The current RTA plan expires in June 2026 and, looking ahead to the next 20 years and slate of projects, the RTA Board has tasked a 35-member Citizens Advisory Committee to produce a new plan. The CAC’s members represent all parts of the county and will work in tandem with the RTA Technical Management Committee.
Pima County Supervisor and RTA Board Chair Ramon Valadez said the “ultimate objective is to present a regional plan to voters that they will support and agree to fund through an extension of the RTA tax. This fund is critical to supporting our infrastructure needs, so it’s important we work together to get the draft plan voter-ready to meet our goal of providing an enhanced regional transportation system.”
Based on suggestions from the citizen’s committee, several guiding principles for development of a new regional plan have been articulated. These include a prioritization of regionally significant transportation needs, an implementation timeline with a budget and specific projects identified, enhancement and improvement of the system’s overall efficiency, and identification of future funding committments from each jurisdiction. Providing safer bicycle and pedestrian facilities, maintaining or improving air quality, creating better access to workplaces, and adding functionality to key corridors are also on the list.
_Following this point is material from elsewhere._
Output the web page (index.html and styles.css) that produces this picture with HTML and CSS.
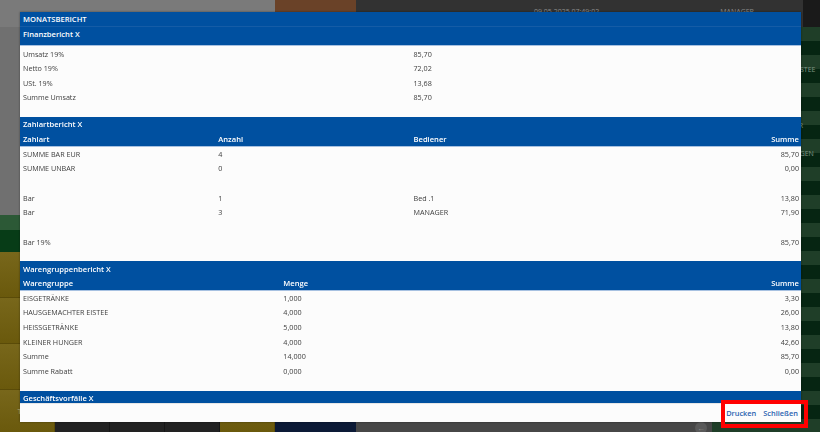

Valadez, a member of the RTA board since its inception, said the second RTA plan will be developed utilizing the same “citizen driven, accountable and transparent” methods as the first. And most importantly, will be designed “together as one region absent of jurisdictional boundaries or turf wars.”
The original RTA legislation gave both Pima County and the City of Tucson unilateral veto power over any action of the RTA, but no such veto was ever issued.
“During an RTA discussion meeting of the PAG Regional Council in 2004, I surrendered the Pima County veto and invited my friend, Tucson Mayor Robert Walkup, to do the same – which he did,” Valadez recalled. “We did this because we understood that if we were to be successful, this had to be a collaborative effort of all partners in our region.”
Thomas McGovern, principle emeritus/consultant at Psomas, a leading Southwestern U.S. engineering firm, is chair of the CAC. He, too, is no stranger to the RTA process, having served on the CAC that developed the first RTA plan. A prominent Tucson business leader, McGovern is a board member of the Southern Arizona Leadership Council and a former board chair for the Tucson Metro Chamber.
McGovern said the CAC is in the early stages of creating the first draft of the new plan. After the initial plan is completed, he said there must be increased public input, plan refinement, and a final review by the RTA board and the various jurisdictions involved. No dates have been set for completion of the plan or the upcoming election.
“The RTA board would like our committee to work with all due haste in producing the plan so it can be examined by the public,” McGovern said. “In the end, voters must say ‘yes’ to the plan twice. In addition to approving the proposal itself, they must also pass the sales tax for another 20-year period.”